◆ Written task ◆
Make an exact copy of the records, with the images left out.

◆ Records supplied ◆
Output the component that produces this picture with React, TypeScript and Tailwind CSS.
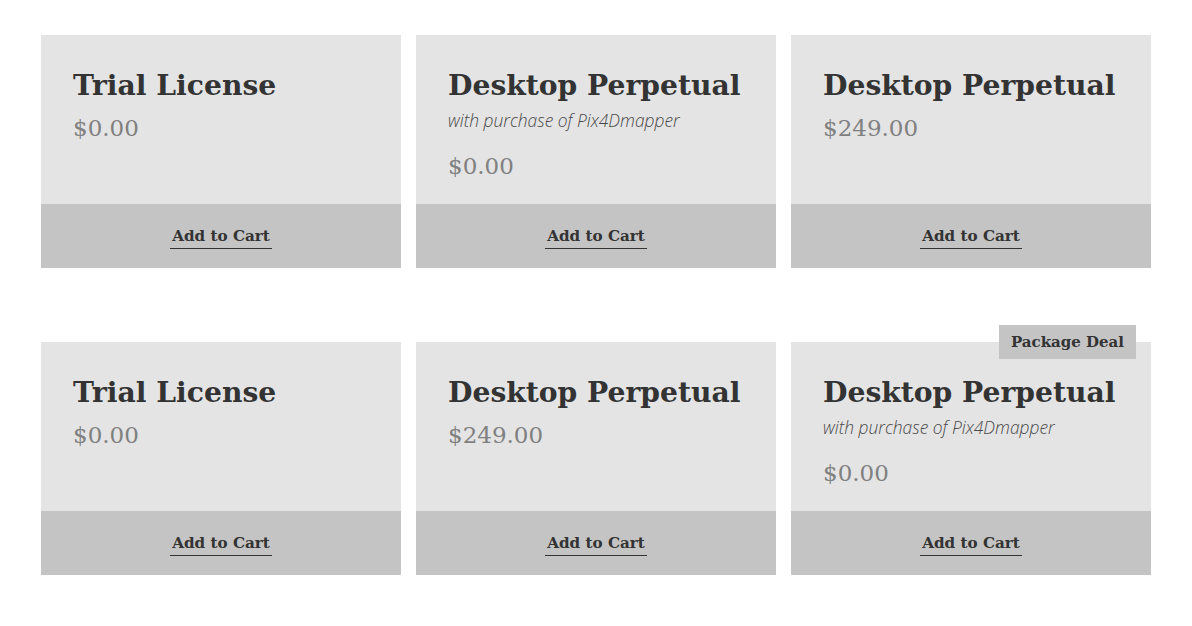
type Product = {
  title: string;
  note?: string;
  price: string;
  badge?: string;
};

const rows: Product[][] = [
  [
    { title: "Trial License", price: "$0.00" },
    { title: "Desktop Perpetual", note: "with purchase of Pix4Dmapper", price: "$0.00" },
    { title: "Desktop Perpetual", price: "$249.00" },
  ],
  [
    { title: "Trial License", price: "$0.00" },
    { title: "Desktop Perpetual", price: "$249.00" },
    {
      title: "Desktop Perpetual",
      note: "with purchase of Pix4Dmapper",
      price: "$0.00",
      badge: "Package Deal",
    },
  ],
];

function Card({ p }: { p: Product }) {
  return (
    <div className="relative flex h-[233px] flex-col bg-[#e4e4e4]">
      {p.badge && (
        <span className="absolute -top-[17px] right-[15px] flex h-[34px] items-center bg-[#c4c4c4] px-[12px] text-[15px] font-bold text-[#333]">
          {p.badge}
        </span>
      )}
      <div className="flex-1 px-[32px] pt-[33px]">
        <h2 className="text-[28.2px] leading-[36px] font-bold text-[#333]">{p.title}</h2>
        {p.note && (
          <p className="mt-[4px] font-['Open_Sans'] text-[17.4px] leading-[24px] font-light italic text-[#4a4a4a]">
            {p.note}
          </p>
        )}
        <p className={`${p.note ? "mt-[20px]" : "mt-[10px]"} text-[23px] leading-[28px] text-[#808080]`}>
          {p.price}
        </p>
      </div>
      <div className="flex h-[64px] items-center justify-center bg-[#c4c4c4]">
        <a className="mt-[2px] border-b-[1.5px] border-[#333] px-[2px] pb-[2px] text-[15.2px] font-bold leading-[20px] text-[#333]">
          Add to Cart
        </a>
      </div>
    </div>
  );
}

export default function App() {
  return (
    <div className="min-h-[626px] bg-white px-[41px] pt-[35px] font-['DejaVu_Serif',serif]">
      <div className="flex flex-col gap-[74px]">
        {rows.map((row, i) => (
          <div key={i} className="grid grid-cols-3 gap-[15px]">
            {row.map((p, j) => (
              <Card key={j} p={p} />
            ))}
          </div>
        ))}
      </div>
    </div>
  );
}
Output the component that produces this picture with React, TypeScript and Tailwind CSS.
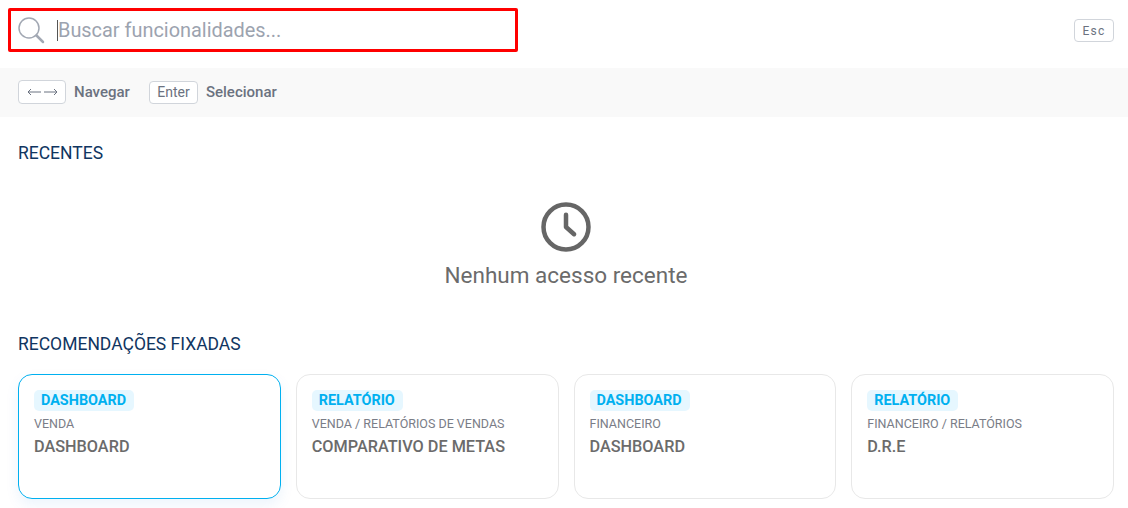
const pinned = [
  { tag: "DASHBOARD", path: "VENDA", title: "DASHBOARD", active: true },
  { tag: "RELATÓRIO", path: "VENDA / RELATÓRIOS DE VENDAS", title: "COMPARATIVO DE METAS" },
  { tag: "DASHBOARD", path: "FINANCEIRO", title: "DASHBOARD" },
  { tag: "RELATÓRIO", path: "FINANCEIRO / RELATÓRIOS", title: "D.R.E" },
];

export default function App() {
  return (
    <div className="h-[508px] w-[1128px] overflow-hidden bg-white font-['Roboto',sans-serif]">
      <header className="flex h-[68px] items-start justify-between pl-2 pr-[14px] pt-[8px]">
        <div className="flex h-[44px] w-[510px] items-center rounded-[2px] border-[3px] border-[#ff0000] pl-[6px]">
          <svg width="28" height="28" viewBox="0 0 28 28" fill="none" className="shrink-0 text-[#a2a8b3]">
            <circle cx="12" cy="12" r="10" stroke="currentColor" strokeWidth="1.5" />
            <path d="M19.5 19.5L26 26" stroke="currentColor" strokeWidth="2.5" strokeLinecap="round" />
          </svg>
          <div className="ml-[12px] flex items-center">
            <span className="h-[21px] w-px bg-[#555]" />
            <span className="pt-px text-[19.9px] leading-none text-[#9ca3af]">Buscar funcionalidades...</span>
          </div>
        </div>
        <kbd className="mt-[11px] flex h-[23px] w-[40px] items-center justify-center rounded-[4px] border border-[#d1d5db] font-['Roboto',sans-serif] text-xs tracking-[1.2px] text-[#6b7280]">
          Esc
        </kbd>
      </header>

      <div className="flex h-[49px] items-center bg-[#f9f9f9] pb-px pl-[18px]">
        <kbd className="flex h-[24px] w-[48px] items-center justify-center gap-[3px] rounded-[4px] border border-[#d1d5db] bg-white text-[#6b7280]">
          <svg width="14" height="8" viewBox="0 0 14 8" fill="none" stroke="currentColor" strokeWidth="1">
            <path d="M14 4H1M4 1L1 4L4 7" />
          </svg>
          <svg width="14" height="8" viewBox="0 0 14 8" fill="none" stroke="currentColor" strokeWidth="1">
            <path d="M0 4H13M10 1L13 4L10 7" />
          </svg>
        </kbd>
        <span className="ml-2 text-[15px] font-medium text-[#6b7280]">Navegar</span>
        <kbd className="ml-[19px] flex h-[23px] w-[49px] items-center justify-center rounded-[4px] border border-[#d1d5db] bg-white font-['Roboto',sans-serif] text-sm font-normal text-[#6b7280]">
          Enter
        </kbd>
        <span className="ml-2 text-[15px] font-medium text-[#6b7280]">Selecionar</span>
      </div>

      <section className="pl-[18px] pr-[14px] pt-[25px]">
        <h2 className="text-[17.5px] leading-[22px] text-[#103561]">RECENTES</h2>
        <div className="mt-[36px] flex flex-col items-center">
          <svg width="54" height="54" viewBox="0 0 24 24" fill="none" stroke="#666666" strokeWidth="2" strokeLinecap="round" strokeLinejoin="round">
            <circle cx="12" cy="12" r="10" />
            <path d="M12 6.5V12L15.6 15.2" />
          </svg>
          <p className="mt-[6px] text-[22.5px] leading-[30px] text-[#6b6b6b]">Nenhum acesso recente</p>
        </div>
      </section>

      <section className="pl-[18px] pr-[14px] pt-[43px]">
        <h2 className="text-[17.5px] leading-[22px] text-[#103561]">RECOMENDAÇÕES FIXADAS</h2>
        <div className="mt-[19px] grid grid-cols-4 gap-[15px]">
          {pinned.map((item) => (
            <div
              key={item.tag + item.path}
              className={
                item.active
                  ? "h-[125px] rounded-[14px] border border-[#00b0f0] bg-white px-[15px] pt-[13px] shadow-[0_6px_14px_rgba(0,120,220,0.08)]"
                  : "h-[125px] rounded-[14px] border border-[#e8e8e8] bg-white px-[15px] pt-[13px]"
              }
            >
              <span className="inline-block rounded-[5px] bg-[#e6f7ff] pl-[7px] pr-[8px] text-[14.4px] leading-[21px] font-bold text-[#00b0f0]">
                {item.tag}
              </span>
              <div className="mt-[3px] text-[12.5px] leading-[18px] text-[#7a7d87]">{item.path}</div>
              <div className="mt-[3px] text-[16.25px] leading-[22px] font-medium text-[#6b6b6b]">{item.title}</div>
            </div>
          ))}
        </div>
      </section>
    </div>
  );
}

◆ The result ◆
Output the component that produces this picture with React, TypeScript and Tailwind CSS.
type Product = {
  title: string;
  note?: string;
  price: string;
  badge?: string;
};

const rows: Product[][] = [
  [
    { title: "Trial License", price: "$0.00" },
    { title: "Desktop Perpetual", note: "with purchase of Pix4Dmapper", price: "$0.00" },
    { title: "Desktop Perpetual", price: "$249.00" },
  ],
  [
    { title: "Trial License", price: "$0.00" },
    { title: "Desktop Perpetual", price: "$249.00" },
    {
      title: "Desktop Perpetual",
      note: "with purchase of Pix4Dmapper",
      price: "$0.00",
      badge: "Package Deal",
    },
  ],
];

function Card({ p }: { p: Product }) {
  return (
    <div className="relative flex h-[233px] flex-col bg-[#e4e4e4]">
      {p.badge && (
        <span className="absolute -top-[17px] right-[15px] flex h-[34px] items-center bg-[#c4c4c4] px-[12px] text-[15px] font-bold text-[#333]">
          {p.badge}
        </span>
      )}
      <div className="flex-1 px-[32px] pt-[33px]">
        <h2 className="text-[28.2px] leading-[36px] font-bold text-[#333]">{p.title}</h2>
        {p.note && (
          <p className="mt-[4px] font-['Open_Sans'] text-[17.4px] leading-[24px] font-light italic text-[#4a4a4a]">
            {p.note}
          </p>
        )}
        <p className={`${p.note ? "mt-[20px]" : "mt-[10px]"} text-[23px] leading-[28px] text-[#808080]`}>
          {p.price}
        </p>
      </div>
      <div className="flex h-[64px] items-center justify-center bg-[#c4c4c4]">
        <a className="mt-[2px] border-b-[1.5px] border-[#333] px-[2px] pb-[2px] text-[15.2px] font-bold leading-[20px] text-[#333]">
          Add to Cart
        </a>
      </div>
    </div>
  );
}

export default function App() {
  return (
    <div className="min-h-[626px] bg-white px-[41px] pt-[35px] font-['DejaVu_Serif',serif]">
      <div className="flex flex-col gap-[74px]">
        {rows.map((row, i) => (
          <div key={i} className="grid grid-cols-3 gap-[15px]">
            {row.map((p, j) => (
              <Card key={j} p={p} />
            ))}
          </div>
        ))}
      </div>
    </div>
  );
}
Output the component that produces this picture with React, TypeScript and Tailwind CSS.
const pinned = [
  { tag: "DASHBOARD", path: "VENDA", title: "DASHBOARD", active: true },
  { tag: "RELATÓRIO", path: "VENDA / RELATÓRIOS DE VENDAS", title: "COMPARATIVO DE METAS" },
  { tag: "DASHBOARD", path: "FINANCEIRO", title: "DASHBOARD" },
  { tag: "RELATÓRIO", path: "FINANCEIRO / RELATÓRIOS", title: "D.R.E" },
];

export default function App() {
  return (
    <div className="h-[508px] w-[1128px] overflow-hidden bg-white font-['Roboto',sans-serif]">
      <header className="flex h-[68px] items-start justify-between pl-2 pr-[14px] pt-[8px]">
        <div className="flex h-[44px] w-[510px] items-center rounded-[2px] border-[3px] border-[#ff0000] pl-[6px]">
          <svg width="28" height="28" viewBox="0 0 28 28" fill="none" className="shrink-0 text-[#a2a8b3]">
            <circle cx="12" cy="12" r="10" stroke="currentColor" strokeWidth="1.5" />
            <path d="M19.5 19.5L26 26" stroke="currentColor" strokeWidth="2.5" strokeLinecap="round" />
          </svg>
          <div className="ml-[12px] flex items-center">
            <span className="h-[21px] w-px bg-[#555]" />
            <span className="pt-px text-[19.9px] leading-none text-[#9ca3af]">Buscar funcionalidades...</span>
          </div>
        </div>
        <kbd className="mt-[11px] flex h-[23px] w-[40px] items-center justify-center rounded-[4px] border border-[#d1d5db] font-['Roboto',sans-serif] text-xs tracking-[1.2px] text-[#6b7280]">
          Esc
        </kbd>
      </header>

      <div className="flex h-[49px] items-center bg-[#f9f9f9] pb-px pl-[18px]">
        <kbd className="flex h-[24px] w-[48px] items-center justify-center gap-[3px] rounded-[4px] border border-[#d1d5db] bg-white text-[#6b7280]">
          <svg width="14" height="8" viewBox="0 0 14 8" fill="none" stroke="currentColor" strokeWidth="1">
            <path d="M14 4H1M4 1L1 4L4 7" />
          </svg>
          <svg width="14" height="8" viewBox="0 0 14 8" fill="none" stroke="currentColor" strokeWidth="1">
            <path d="M0 4H13M10 1L13 4L10 7" />
          </svg>
        </kbd>
        <span className="ml-2 text-[15px] font-medium text-[#6b7280]">Navegar</span>
        <kbd className="ml-[19px] flex h-[23px] w-[49px] items-center justify-center rounded-[4px] border border-[#d1d5db] bg-white font-['Roboto',sans-serif] text-sm font-normal text-[#6b7280]">
          Enter
        </kbd>
        <span className="ml-2 text-[15px] font-medium text-[#6b7280]">Selecionar</span>
      </div>

      <section className="pl-[18px] pr-[14px] pt-[25px]">
        <h2 className="text-[17.5px] leading-[22px] text-[#103561]">RECENTES</h2>
        <div className="mt-[36px] flex flex-col items-center">
          <svg width="54" height="54" viewBox="0 0 24 24" fill="none" stroke="#666666" strokeWidth="2" strokeLinecap="round" strokeLinejoin="round">
            <circle cx="12" cy="12" r="10" />
            <path d="M12 6.5V12L15.6 15.2" />
          </svg>
          <p className="mt-[6px] text-[22.5px] leading-[30px] text-[#6b6b6b]">Nenhum acesso recente</p>
        </div>
      </section>

      <section className="pl-[18px] pr-[14px] pt-[43px]">
        <h2 className="text-[17.5px] leading-[22px] text-[#103561]">RECOMENDAÇÕES FIXADAS</h2>
        <div className="mt-[19px] grid grid-cols-4 gap-[15px]">
          {pinned.map((item) => (
            <div
              key={item.tag + item.path}
              className={
                item.active
                  ? "h-[125px] rounded-[14px] border border-[#00b0f0] bg-white px-[15px] pt-[13px] shadow-[0_6px_14px_rgba(0,120,220,0.08)]"
                  : "h-[125px] rounded-[14px] border border-[#e8e8e8] bg-white px-[15px] pt-[13px]"
              }
            >
              <span className="inline-block rounded-[5px] bg-[#e6f7ff] pl-[7px] pr-[8px] text-[14.4px] leading-[21px] font-bold text-[#00b0f0]">
                {item.tag}
              </span>
              <div className="mt-[3px] text-[12.5px] leading-[18px] text-[#7a7d87]">{item.path}</div>
              <div className="mt-[3px] text-[16.25px] leading-[22px] font-medium text-[#6b6b6b]">{item.title}</div>
            </div>
          ))}
        </div>
      </section>
    </div>
  );
}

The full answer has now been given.